We're relentless in our search for the best hotels, and we're religious about keeping our selection up to date. Below you'll find this week's crop of hotels that have managed to survive the rigorous vetting process. We've done our part, and now it's your reviews that decide whether they stay or go.
Taormina, Sicily, Italy
In a region with such a long and rich history as Sicily — the Greeks settled on the island in the 8th century B.C.E. — a hundred-year-old villa is practically brand new. It’s true that the hilltop Villa Mon Repos is not one of the older buildings around. But it’s certainly one of its more glamorous. Marlene Dietrich was a guest even before the the Art Nouveau-style structure was turned into Taormina’s first casino in the early sixties, and it went on to attract the likes of Cary Grant and Gregory Peck along with stars of the Italian cinema.
It’s an authentic antique building, to be sure, but the Dewberry, in its current incarnation as a boutique hotel, is new. The downtown Charleston landmark formerly known as the Mendel L. Rivers Federal Building now bears the name of John Dewberry, the Atlanta developer who spent the better part of a decade transforming the structure. He didn’t just reimagine the building’s plain red brick facade, he commissioned local artisans to apply a custom-made gray limewash to the exterior...
Baron, Provence, France
The Provençal garrigue may be the finest scrubland in this or any world, its lime-rich soil supporting signature Mediterranean flora from oak shrubs to lavender and thyme. This sort of trivia becomes quite meaningful when you’re staying at a fortified, luxe-rustic, 16th-century farmhouse like La Maison d’Ulysse — the views, the cuisine, and the architecture are all perfectly adapted to that picturesque backdrop. Apps and screens hold no power here. When you come to the south of France, you adapt to the rustic rhythm of life, not the other way round.
Panama City, Panama
Sleeping in a modern mixed-use skyscraper might not be what you had in mind when you first thought of a trip to a tropical destination like Panama. The concept does sound a little cold, especially since the Grace Panama is one of those hotels that doesn’t occupy the whole building, just the ground level and six upper floors. But hear us out. This is one of the most popular hotels in Panama City. Not because it’s terribly cozy, or for the style, which is pleasant enough. It’s in other categories that the Grace Panama really delivers: excellent service, solid amenities, and location, location, location.
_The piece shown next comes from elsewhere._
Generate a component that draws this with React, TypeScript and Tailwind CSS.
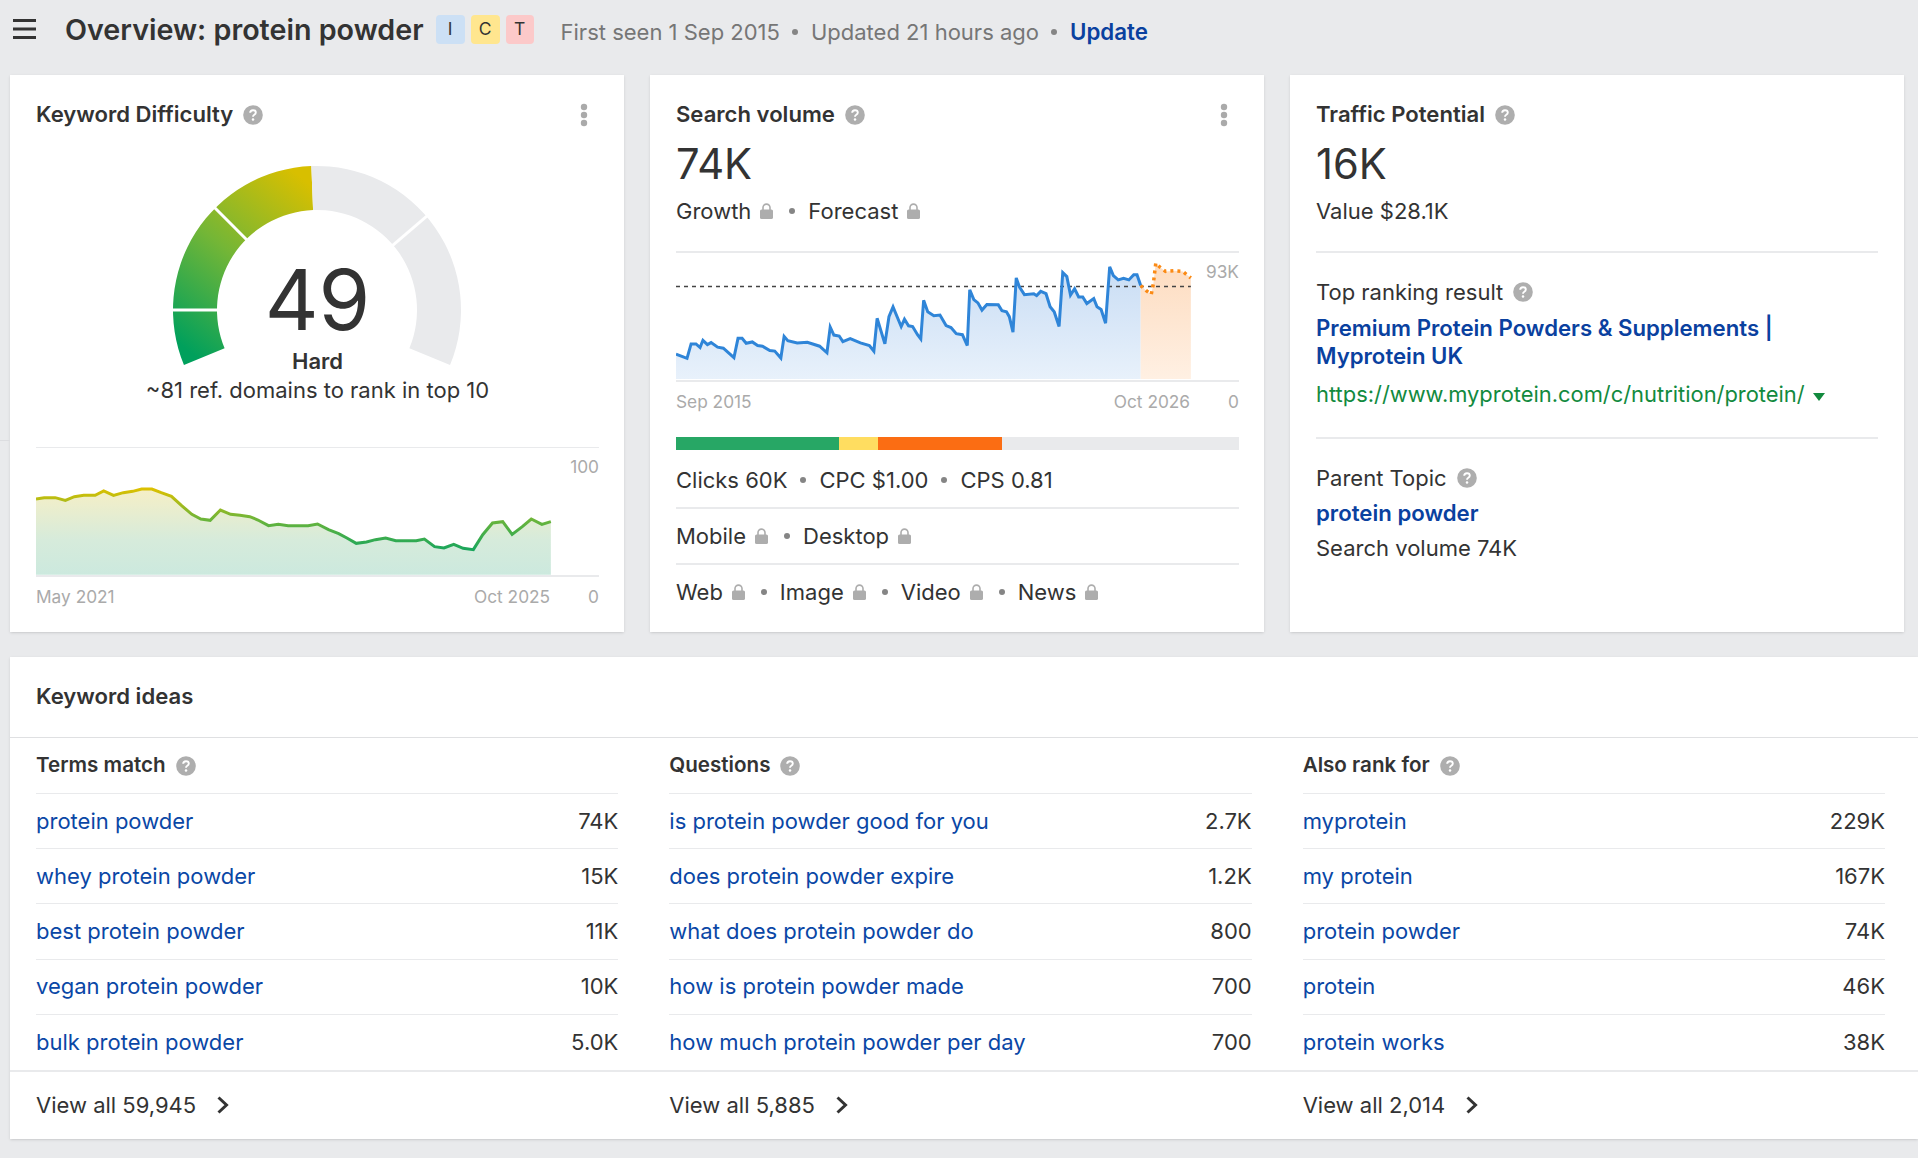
const kdLine =
  "88,238 108,234 135,234 160,242 182,231 205,227 233,227 254,214 278,227 302,219 325,215 347,208 372,208 395,219 420,230 445,258 470,284 492,298 515,302 540,271 565,284 588,287 612,291 632,301 658,318 682,314 706,318 755,318 778,313 805,330 830,342 850,355 873,371 898,367 920,360 945,355 970,363 1020,363 1040,358 1065,381 1088,385 1112,374 1135,386 1160,390 1183,345 1207,310 1232,306 1255,344 1280,321 1302,298 1328,314 1350,306";

const volLine =
  "88,884 115,897 125,853 137,853 147,864 154,842 165,855 174,849 190,863 204,866 230,895 240,836 250,836 260,851 275,847 288,858 300,860 318,873 330,875 345,896 353,830 362,843 385,850 410,848 440,860 458,880 466,802 475,826 488,829 497,846 515,837 540,850 562,858 573,875 581,775 600,853 610,770 620,740 640,800 648,778 658,798 668,800 680,825 688,838 695,720 705,755 720,767 735,765 750,797 762,803 775,822 790,825 802,858 808,688 818,718 828,728 838,750 850,733 878,734 887,752 898,755 905,770 914,817 922,652 930,680 942,703 965,700 972,706 982,693 995,700 1005,740 1015,755 1027,800 1036,636 1046,648 1055,704 1065,685 1075,710 1085,710 1095,730 1112,715 1120,740 1130,748 1141,790 1151,618 1160,645 1172,658 1185,653 1198,658 1210,642 1218,642 1227,675";

const forecastLine =
  "1227,675 1240,690 1253,702 1258,670 1264,607 1275,620 1288,632 1310,630 1330,632 1350,652";

const ideas = [
  {
    title: "Terms match",
    all: "View all 59,945",
    rows: [
      ["protein powder", "74K"],
      ["whey protein powder", "15K"],
      ["best protein powder", "11K"],
      ["vegan protein powder", "10K"],
      ["bulk protein powder", "5.0K"],
    ],
  },
  {
    title: "Questions",
    all: "View all 5,885",
    rows: [
      ["is protein powder good for you", "2.7K"],
      ["does protein powder expire", "1.2K"],
      ["what does protein powder do", "800"],
      ["how is protein powder made", "700"],
      ["how much protein powder per day", "700"],
    ],
  },
  {
    title: "Also rank for",
    all: "View all 2,014",
    rows: [
      ["myprotein", "229K"],
      ["my protein", "167K"],
      ["protein powder", "74K"],
      ["protein", "46K"],
      ["protein works", "38K"],
    ],
  },
];

function HelpIcon({ className = "" }: { className?: string }) {
  return (
    <svg viewBox="0 0 20 20" className={`h-[20px] w-[20px] shrink-0 ${className}`}>
      <circle cx="10" cy="10" r="9.8" fill="#aeaeae" />
      <path
        d="M7.2 7.8c0-1.7 1.2-2.6 2.8-2.6s2.8 1 2.8 2.4c0 1.2-.7 1.7-1.5 2.2-.8.5-1.3.9-1.3 1.9"
        fill="none"
        stroke="#fff"
        strokeWidth="1.9"
      />
      <circle cx="10" cy="14.6" r="1.25" fill="#fff" />
    </svg>
  );
}

function Lock() {
  return (
    <svg viewBox="0 0 13 16" className="ml-[9px] mr-[3px] h-[16px] w-[13px] shrink-0">
      <path d="M3 7V4.6a3.5 3.5 0 0 1 7 0V7" fill="none" stroke="#adadad" strokeWidth="1.6" />
      <rect x="0" y="6.5" width="13" height="9.5" rx="1.6" fill="#adadad" />
    </svg>
  );
}

function Dot() {
  return <span className="mx-[13px] h-[6px] w-[6px] shrink-0 rounded-full bg-[#858585]" />;
}

function Kebab() {
  return (
    <svg viewBox="0 0 8 24" className="h-[24px] w-[8px]">
      <circle cx="4" cy="4" r="3.2" fill="#aaaaaa" />
      <circle cx="4" cy="12" r="3.2" fill="#aaaaaa" />
      <circle cx="4" cy="20" r="3.2" fill="#aaaaaa" />
    </svg>
  );
}

function CardTitle({ title, menu = true }: { title: string; menu?: boolean }) {
  return (
    <div className="flex h-[28px] items-center justify-between">
      <div className="flex items-center gap-[10px]">
        <span className="text-[22.1px] font-semibold">{title}</span>
        <HelpIcon />
      </div>
      {menu && (
        <div className="mr-[11px] flex">
          <Kebab />
        </div>
      )}
    </div>
  );
}

// angle in degrees, 0 = pointing left, going clockwise over the top
function point(r: number, a: number) {
  const rad = (a * Math.PI) / 180;
  return `${(150 - r * Math.cos(rad)).toFixed(2)} ${(150 - r * Math.sin(rad)).toFixed(2)}`;
}

function arc(from: number, to: number) {
  const big = to - from > 180 ? 1 : 0;
  return `M${point(144, from)} A144 144 0 ${big} 1 ${point(144, to)} L${point(100, to)} A100 100 0 ${big} 0 ${point(100, from)} Z`;
}

function Gauge() {
  const seams = [0, 45, 139.5];
  return (
    <svg viewBox="0 0 300 210" className="absolute left-[131px] top-0 h-[210px] w-[300px]">
      <defs>
        <linearGradient id="gauge" gradientUnits="userSpaceOnUse" x1="20" y1="190" x2="150" y2="30">
          <stop offset="0" stopColor="#00a05c" />
          <stop offset="0.5" stopColor="#74b636" />
          <stop offset="1" stopColor="#d8bf00" />
        </linearGradient>
      </defs>
      <path d={arc(-22.5, 87.75)} fill="url(#gauge)" />
      <path d={arc(87.75, 202.5)} fill="#e9eaec" />
      {seams.map((s) => (
        <path key={s} d={`M${point(98, s)} L${point(146, s)}`} stroke="#fff" strokeWidth="3" />
      ))}
    </svg>
  );
}

function KdChart() {
  return (
    <svg
      viewBox="88 85 1380 381"
      preserveAspectRatio="none"
      className="h-[127px] w-full"
    >
      <defs>
        <linearGradient id="kdStroke" gradientUnits="userSpaceOnUse" x1="0" y1="208" x2="0" y2="390">
          <stop offset="0" stopColor="#dcc000" />
          <stop offset="0.5" stopColor="#6cb53a" />
          <stop offset="1" stopColor="#1aa65c" />
        </linearGradient>
        <linearGradient id="kdFill" gradientUnits="userSpaceOnUse" x1="0" y1="208" x2="0" y2="465">
          <stop offset="0" stopColor="#f6efc6" />
          <stop offset="0.6" stopColor="#d6ebdb" />
          <stop offset="1" stopColor="#cce9de" />
        </linearGradient>
      </defs>
      <polygon points={`88,465 ${kdLine} 1350,465`} fill="url(#kdFill)" />
      <polyline
        points={kdLine}
        fill="none"
        stroke="url(#kdStroke)"
        strokeWidth="3"
        vectorEffect="non-scaling-stroke"
      />
    </svg>
  );
}

function VolumeChart() {
  return (
    <svg
      viewBox="88 576 1380 387"
      preserveAspectRatio="none"
      className="h-[127px] w-full"
    >
      <defs>
        <linearGradient id="volFill" x1="0" y1="0" x2="0" y2="1">
          <stop offset="0" stopColor="#c9ddf4" />
          <stop offset="1" stopColor="#e8f1fb" />
        </linearGradient>
        <linearGradient id="fcFill" x1="0" y1="0" x2="0" y2="1">
          <stop offset="0" stopColor="#fddcc0" />
          <stop offset="1" stopColor="#fff0e3" />
        </linearGradient>
      </defs>
      <polygon points={`88,960 ${volLine} 1227,960`} fill="url(#volFill)" />
      <polygon points={`${forecastLine} 1350,960 1227,960`} fill="url(#fcFill)" />
      <line
        x1="88"
        y1="678"
        x2="1350"
        y2="678"
        stroke="#444"
        strokeWidth="1.4"
        strokeDasharray="4 4"
        vectorEffect="non-scaling-stroke"
      />
      <polyline
        points={volLine}
        fill="none"
        stroke="#2f85d8"
        strokeWidth="3"
        vectorEffect="non-scaling-stroke"
      />
      <polyline
        points={forecastLine}
        fill="none"
        stroke="#fb8a14"
        strokeWidth="3.5"
        strokeDasharray="3 4"
        vectorEffect="non-scaling-stroke"
      />
    </svg>
  );
}

function Chevron() {
  return (
    <svg viewBox="0 0 12 18" className="h-[18px] w-[12px]">
      <path d="M1.5 1.5L9.5 9l-8 7.5" fill="none" stroke="#333" strokeWidth="3" />
    </svg>
  );
}

export default function App() {
  return (
    <div
      className="relative min-h-[1158px] overflow-hidden bg-[#e9eaec] text-[22px] text-[#333333]"
      style={{ fontFamily: "Inter, 'Liberation Sans', sans-serif" }}
    >
      <div className="absolute left-0 top-[440px] h-px w-[10px] bg-[#dcdde0]" />

      {/* top bar */}
      <div className="flex h-[75px] items-start pl-[13px] pt-[15px]">
        <svg viewBox="0 0 23 20" className="mt-[4px] h-[20px] w-[23px] shrink-0">
          <rect width="23" height="3" fill="#333" />
          <rect y="8.5" width="23" height="3" fill="#333" />
          <rect y="17" width="23" height="3" fill="#333" />
        </svg>
        <span className="ml-[29px] text-[28.7px] font-semibold leading-[30px]">
          Overview: protein powder
        </span>
        <div className="ml-[12px] flex gap-[6px]">
          <span className="flex h-[29px] w-[29px] items-center justify-center rounded-[4px] bg-[#cce0f5] text-[17.5px]">
            I
          </span>
          <span className="flex h-[29px] w-[29px] items-center justify-center rounded-[4px] bg-[#ffe68f] text-[17.5px]">
            C
          </span>
          <span className="flex h-[29px] w-[28px] items-center justify-center rounded-[4px] bg-[#fcc9c9] text-[17.5px]">
            T
          </span>
        </div>
        <div className="ml-[27px] flex h-[34px] items-center text-[#767676]">
          <span>First seen 1 Sep 2015</span>
          <span className="mx-[12.5px] h-[6px] w-[6px] rounded-full bg-[#858585]" />
          <span>Updated 21 hours ago</span>
          <span className="mx-[12.5px] h-[6px] w-[6px] rounded-full bg-[#858585]" />
          <span className="text-[22.3px] font-semibold text-[#0a419f]">Update</span>
        </div>
      </div>

      {/* cards */}
      <div className="flex gap-[26px] pl-[10px] pr-[14px]">
        <div className="h-[557px] w-[614px] bg-white pl-[26px] pr-[25px] pt-[26px] shadow-sm">
          <CardTitle title="Keyword Difficulty" />
          <div className="relative mt-[31px] h-[186px]">
            <Gauge />
            <div className="absolute inset-x-0 top-[89px] text-center text-[83.5px] leading-[102px]">
              49
            </div>
          </div>
          <div className="flex h-[30px] items-center justify-center font-semibold">Hard</div>
          <div className="flex h-[28px] items-center justify-center">
            ~81 ref. domains to rank in top 10
          </div>
          <div className="relative mt-[43px] border-b-2 border-t border-[#e9eaec]">
            <KdChart />
            <span className="absolute right-0 top-[6px] text-[17.3px] text-[#aaaaaa]">100</span>
          </div>
          <div className="mt-[8px] flex h-[24px] items-center text-[17.3px] text-[#aaaaaa]">
            <span>May 2021</span>
            <span className="ml-auto mr-[38px]">Oct 2025</span>
            <span>0</span>
          </div>
        </div>

        <div className="h-[557px] w-[614px] bg-white pl-[26px] pr-[25px] pt-[26px] shadow-sm">
          <CardTitle title="Search volume" />
          <div className="mt-[8px] flex h-[54px] items-center text-[41.7px]">74K</div>
          <div className="mt-[6px] flex h-[28px] items-center">
            <span>Growth</span>
            <Lock />
            <Dot />
            <span>Forecast</span>
            <Lock />
          </div>
          <div className="relative mt-[26px] border-b-2 border-t-2 border-[#e9eaec]">
            <VolumeChart />
            <span className="absolute right-0 top-[6px] text-[17.3px] text-[#aaaaaa]">93K</span>
          </div>
          <div className="mt-[8px] flex h-[24px] items-center text-[17.3px] text-[#aaaaaa]">
            <span>Sep 2015</span>
            <span className="ml-auto mr-[38px]">Oct 2026</span>
            <span>0</span>
          </div>
          <div className="mt-[23px] flex h-[13px] bg-[#e9eaec]">
            <div className="w-[163px] bg-[#27a765]" />
            <div className="w-[39px] bg-[#ffdd60]" />
            <div className="w-[124px] bg-[#fb6d13]" />
          </div>
          <div className="flex h-[59px] items-center border-b-2 border-[#e9eaec] pt-[3px]">
            <span>Clicks 60K</span>
            <Dot />
            <span>CPC $1.00</span>
            <Dot />
            <span>CPS 0.81</span>
          </div>
          <div className="flex h-[56px] items-center border-b-2 border-[#e9eaec]">
            <span>Mobile</span>
            <Lock />
            <Dot />
            <span>Desktop</span>
            <Lock />
          </div>
          <div className="flex h-[56px] items-center pb-[2px]">
            <span>Web</span>
            <Lock />
            <Dot />
            <span>Image</span>
            <Lock />
            <Dot />
            <span>Video</span>
            <Lock />
            <Dot />
            <span>News</span>
            <Lock />
          </div>
        </div>

        <div className="h-[557px] w-[614px] bg-white px-[26px] pt-[26px] shadow-sm">
          <CardTitle title="Traffic Potential" menu={false} />
          <div className="mt-[8px] flex h-[54px] items-center text-[41.7px]">16K</div>
          <div className="mt-[6px] flex h-[28px] items-center">Value $28.1K</div>
          <div className="mt-[26px] border-t-2 border-[#e9eaec]" />
          <div className="mt-[25px] flex h-[28px] items-center gap-[10px]">
            <span>Top ranking result</span>
            <HelpIcon />
          </div>
          <div className="mt-[8px] max-w-[480px] text-[22.2px] font-semibold leading-[28px] text-[#0a419f]">
            Premium Protein Powders &amp; Supplements | Myprotein UK
          </div>
          <div className="mt-[10px] flex h-[28px] items-center text-[21.9px] text-[#128a3e]">
            <span>https://www.myprotein.com/c/nutrition/protein/</span>
            <svg viewBox="0 0 12 8" className="ml-[8px] mt-[5px] h-[8px] w-[12px]">
              <path d="M0 0h12L6 8z" fill="#128a3e" />
            </svg>
          </div>
          <div className="mt-[29px] border-t-2 border-[#e9eaec]" />
          <div className="mt-[25px] flex h-[28px] items-center gap-[10px]">
            <span>Parent Topic</span>
            <HelpIcon />
          </div>
          <div className="mt-[7px] flex h-[28px] items-center text-[22.2px] font-semibold text-[#0a419f]">
            protein powder
          </div>
          <div className="mt-[7px] flex h-[28px] items-center">Search volume 74K</div>
        </div>
      </div>

      {/* keyword ideas */}
      <div className="ml-[10px] mt-[25px] bg-white shadow-sm">
        <div className="flex h-[81px] items-center border-b border-[#dfe0e2] pl-[26px] text-[22.1px] font-semibold">
          Keyword ideas
        </div>
        <div className="grid grid-cols-3 gap-x-[51px] border-b-2 border-[#e9eaec] pl-[26px] pr-[33px]">
          {ideas.map((col) => (
            <div key={col.title}>
              <div className="flex h-[56px] items-center gap-[10px] border-b border-[#e9eaec] text-[20.6px] font-semibold">
                <span>{col.title}</span>
                <HelpIcon />
              </div>
              {col.rows.map(([name, value], i) => (
                <div
                  key={name}
                  className={`flex h-[55.2px] items-center justify-between ${
                    i < 4 ? "border-b border-[#e9eaec]" : ""
                  }`}
                >
                  <span className="text-[#0a47a6]">{name}</span>
                  <span>{value}</span>
                </div>
              ))}
            </div>
          ))}
        </div>
        <div className="grid h-[67px] grid-cols-3 gap-x-[51px] pl-[26px] pr-[33px]">
          {ideas.map((col) => (
            <div key={col.all} className="flex items-center gap-[21px]">
              <span>{col.all}</span>
              <Chevron />
            </div>
          ))}
        </div>
      </div>
    </div>
  );
}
Byron Bay, New South Wales, Australia
The name sounds like an undergraduate English elective, but Elements of Byron has nothing to do with Romantic poetry. Unless, of course, you’re thinking metaphorically — there’s plenty of poetry and romance to the spectacular setting of this beachfront resort in Byron Bay, a coastal town in New South Wales. With just over a hundred private villas, Elements of Byron Resort & Spa is a modern take on the resort concept. There’s the requisite spa, of course, and a range of dining venues, the massive infinity pool, the indoor-outdoor cocktail bar...
It’s one of our favorite tunes. Start with a small industrial city that’s on the upswing, find a charming old landmark building, bring in a hotshot design team, then give ‘em the old razzle dazzle: bespoke furnishings, Frette linens, farm-to-table cuisine, craft cocktails. That’s the Kimpton Schofield Hotel in a nutshell. The city is Cleveland, and the historic landmark, in this case, the Schofield, an 14-story office building constructed in the city’s downtown in 1902.
Cheltenham, Cotswolds, England
From nowhere Georgina and Sam Pearman’s Lucky Onion hospitality group have cornered the market in the Cotswolds and Gloucestershire for a certain kind of hybrid hospitality — part urban-inspired boutique chic, part classic country-house coziness. No. 38 The Park is their second venture in Cheltenham, a quieter, more intimate foil to No. 131, housed in a Regency townhouse a short walk from the town center.
When some hotels profess minimalism, you get the impression that they’re striving for an aloof, inhuman emptiness rather than simplicity, clarity and thoughtfulness. Not so with Noku Roxy, a medium-sized number at the southwest corner of Kyoto’s imperial palace complex. Simplicity rules the day here — as it should, to distance the neighborhood from the city’s hectic retail sectors — but it’s a warm, breathing simplicity built on acknowledging and fulfilling travelers’ needs.